Exercise | Look for the string "this" in the lines and copy each line that has it.

Data entries |

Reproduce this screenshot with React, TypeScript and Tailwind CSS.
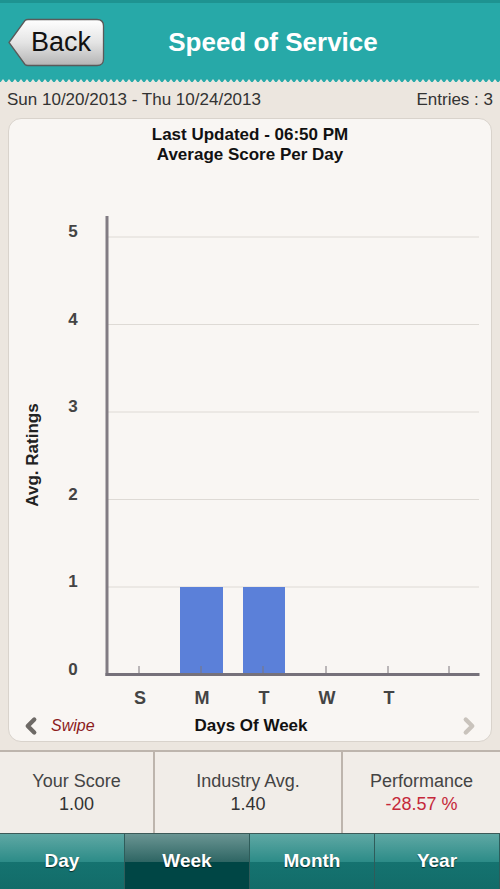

* * *

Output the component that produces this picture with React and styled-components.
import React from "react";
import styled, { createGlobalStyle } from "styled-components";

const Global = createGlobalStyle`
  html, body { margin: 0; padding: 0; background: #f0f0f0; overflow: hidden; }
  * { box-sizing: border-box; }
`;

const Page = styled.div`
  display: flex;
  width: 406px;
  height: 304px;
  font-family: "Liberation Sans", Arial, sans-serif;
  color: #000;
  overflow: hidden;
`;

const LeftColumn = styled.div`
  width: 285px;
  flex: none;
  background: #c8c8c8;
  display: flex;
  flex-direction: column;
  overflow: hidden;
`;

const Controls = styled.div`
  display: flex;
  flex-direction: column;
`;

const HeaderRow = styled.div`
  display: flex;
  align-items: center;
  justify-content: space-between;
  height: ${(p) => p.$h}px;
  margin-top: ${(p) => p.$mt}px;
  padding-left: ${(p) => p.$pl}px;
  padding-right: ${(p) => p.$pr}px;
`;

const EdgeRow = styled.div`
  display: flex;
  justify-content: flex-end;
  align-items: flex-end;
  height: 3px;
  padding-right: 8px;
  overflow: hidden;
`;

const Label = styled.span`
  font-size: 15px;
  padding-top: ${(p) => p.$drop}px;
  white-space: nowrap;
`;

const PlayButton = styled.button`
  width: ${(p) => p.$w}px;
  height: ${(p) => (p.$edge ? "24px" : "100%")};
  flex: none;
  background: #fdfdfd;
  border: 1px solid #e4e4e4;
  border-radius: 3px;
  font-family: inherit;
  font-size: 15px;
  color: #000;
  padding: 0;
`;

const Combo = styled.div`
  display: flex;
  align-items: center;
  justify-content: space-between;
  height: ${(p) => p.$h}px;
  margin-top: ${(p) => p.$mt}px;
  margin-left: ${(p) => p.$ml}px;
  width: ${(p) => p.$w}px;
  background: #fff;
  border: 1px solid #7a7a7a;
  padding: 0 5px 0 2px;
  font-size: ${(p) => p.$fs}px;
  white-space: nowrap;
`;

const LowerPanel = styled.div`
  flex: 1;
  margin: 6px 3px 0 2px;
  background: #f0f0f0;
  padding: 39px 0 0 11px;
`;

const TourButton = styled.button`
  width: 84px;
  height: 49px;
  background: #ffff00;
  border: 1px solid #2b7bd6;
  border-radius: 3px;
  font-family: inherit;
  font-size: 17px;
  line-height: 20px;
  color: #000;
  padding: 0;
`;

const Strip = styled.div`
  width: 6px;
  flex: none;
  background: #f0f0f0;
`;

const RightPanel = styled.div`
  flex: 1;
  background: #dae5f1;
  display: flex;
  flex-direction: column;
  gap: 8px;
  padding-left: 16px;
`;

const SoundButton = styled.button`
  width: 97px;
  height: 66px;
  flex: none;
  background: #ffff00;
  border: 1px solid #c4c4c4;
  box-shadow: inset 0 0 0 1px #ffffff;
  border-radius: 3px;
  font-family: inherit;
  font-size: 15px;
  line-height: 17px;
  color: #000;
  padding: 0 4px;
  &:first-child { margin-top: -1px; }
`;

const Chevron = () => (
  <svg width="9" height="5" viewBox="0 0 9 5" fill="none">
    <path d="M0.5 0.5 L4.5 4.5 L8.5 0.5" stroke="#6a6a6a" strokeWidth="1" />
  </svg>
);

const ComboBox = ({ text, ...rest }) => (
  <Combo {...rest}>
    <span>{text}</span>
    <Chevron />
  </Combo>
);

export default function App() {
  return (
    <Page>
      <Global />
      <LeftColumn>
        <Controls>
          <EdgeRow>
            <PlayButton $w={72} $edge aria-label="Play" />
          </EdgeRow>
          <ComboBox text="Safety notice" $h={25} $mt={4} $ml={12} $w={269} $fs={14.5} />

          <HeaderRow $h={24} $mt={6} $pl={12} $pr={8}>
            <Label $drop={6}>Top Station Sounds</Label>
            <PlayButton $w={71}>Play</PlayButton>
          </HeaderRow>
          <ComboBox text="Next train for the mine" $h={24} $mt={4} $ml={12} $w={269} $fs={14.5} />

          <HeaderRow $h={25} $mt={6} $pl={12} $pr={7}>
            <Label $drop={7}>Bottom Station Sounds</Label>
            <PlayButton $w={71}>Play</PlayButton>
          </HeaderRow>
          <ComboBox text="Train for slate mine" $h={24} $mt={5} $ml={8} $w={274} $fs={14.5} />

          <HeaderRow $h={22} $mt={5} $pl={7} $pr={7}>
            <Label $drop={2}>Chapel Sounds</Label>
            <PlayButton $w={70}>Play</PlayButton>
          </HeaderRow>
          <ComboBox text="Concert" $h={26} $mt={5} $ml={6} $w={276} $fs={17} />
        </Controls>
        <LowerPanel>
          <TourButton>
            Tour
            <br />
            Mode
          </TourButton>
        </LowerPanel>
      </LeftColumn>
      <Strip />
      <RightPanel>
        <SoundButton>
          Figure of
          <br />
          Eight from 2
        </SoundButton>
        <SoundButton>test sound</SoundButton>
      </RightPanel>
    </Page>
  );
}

---

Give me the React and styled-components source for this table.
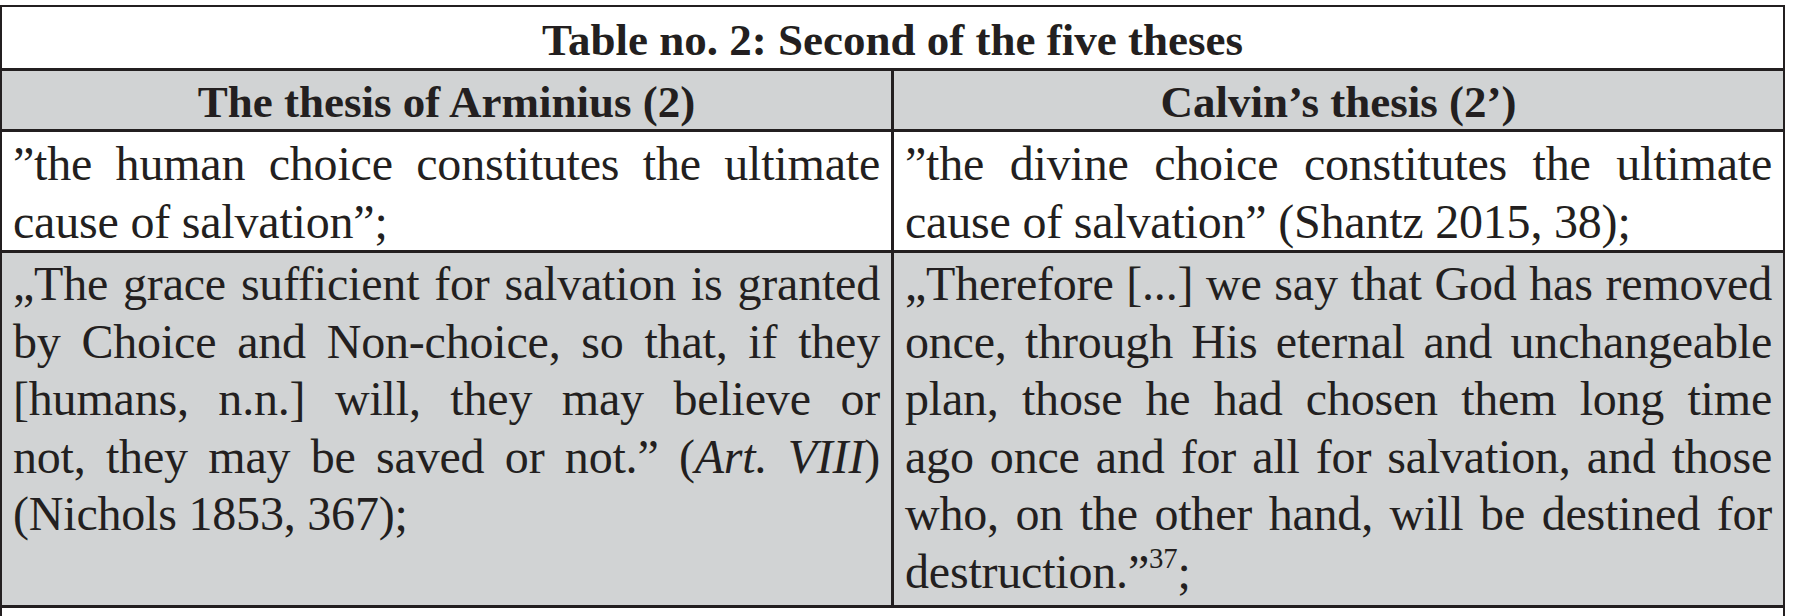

Problem solution |
Reproduce this screenshot with React, TypeScript and Tailwind CSS.
Output the component that produces this picture with React and styled-components.
Give me the React and styled-components source for this table.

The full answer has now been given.